Credit is usually given to Morgan Morgan as the first permanent white settler within what is now West Virginia. A monument on Mill Creek near Bunker Hill [Berkeley County] records the date as 1726, but historians now believe it was closer to 1731. At about the same time [perhaps even somewhat before] some settlement began at Mecklenburg [now Shepherdstown] by German immigrants. Dutch, Irish, Scotch and English settlers followed, but it was not until 1754 that the population justified formation of a new county, Hampshire, valid claimant now to the title of the state's eldest. A factor in early settlement efforts were crown grants such as the Fairfax estate, a huge, ill-defined tract with only vaguely known boundaries. A surveying party was sent by Lord Fairfax along the north branch of the Potomac in 1736, the earliest known tracing of the eastern panhandle northern boundary.

"The Blue and Gray"

Events in West Virginia played an important part in the preservation of the Union, but there was little drama on the scale which characterized better known campaigns. The State's contribution to the war effort , and to its outcome, have usually been underestimated, however. Much of the fighting in the State was of a brutal guerilla type (bushwhacking under the guise of squirrel hunting was popular) and some of the more important engagements were miniature by comparison with other campaigns. About 35,000 West Virginians marched in the Union cause and about 12,000 for the Confederates.West Virginia gave to the Confederacy one of its most brillant leaders, Thomas J. (Stonewall) Jackson, born at Clarksburg and killed by shots from his own pickets at Chancellorville. To the Union's highest ranks went Jesse Lee Reno of Wheeling, a major general when killed at South Mountain , Maryland. The divisive impact of the struggle is no better illustrated than by Laura Jackson Arnold, sister of Stonewall Jackson. The wife of an ardent Southerner and secessionist and a resident during the war in Randolph County, she remained steadfast to the Union. Her loyalty under the greatest of stresses is honored to this day by Blue and Gray partisans alike. Jackson himself is today the State's hero "in memoriam" despite history and traditions which would seem to bind West Virginian firmly to the Union. The abundance of Jackson and Confederate memorials to the "War Between The States" might seem to be misleading to tourists about what actually happened here.

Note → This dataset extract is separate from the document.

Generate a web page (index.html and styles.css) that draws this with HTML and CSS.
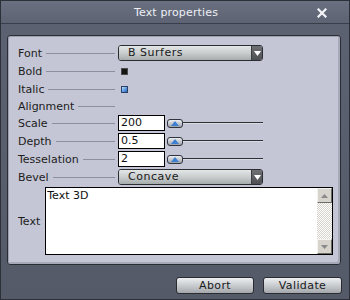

Separtist agitation in western Virginia may have been similarly misleading to John Brown in 1859. Seeking a "gateway to freedom" for slaves and believing he had found ripe ground for the start of an uprising, he and a small band of followers seized the Harpers Ferry arsenal on October 16. Both the Federal and Virginia goverments moved against him. It is one of history's ironies that a detachment of marines led by Lt.Col. Robert E. Lee crushed the "revolt." Failed by the slaves he did not understand and condemned even by sympathizers who could not condone his violence, Brown was tried at Charles Town and hanged on December 2, 1859.Tradition has it that a body of soldiers slept on the eve of his hanging in the courtroom where Brown was tried. One of the troopers was John Wilkes Booth.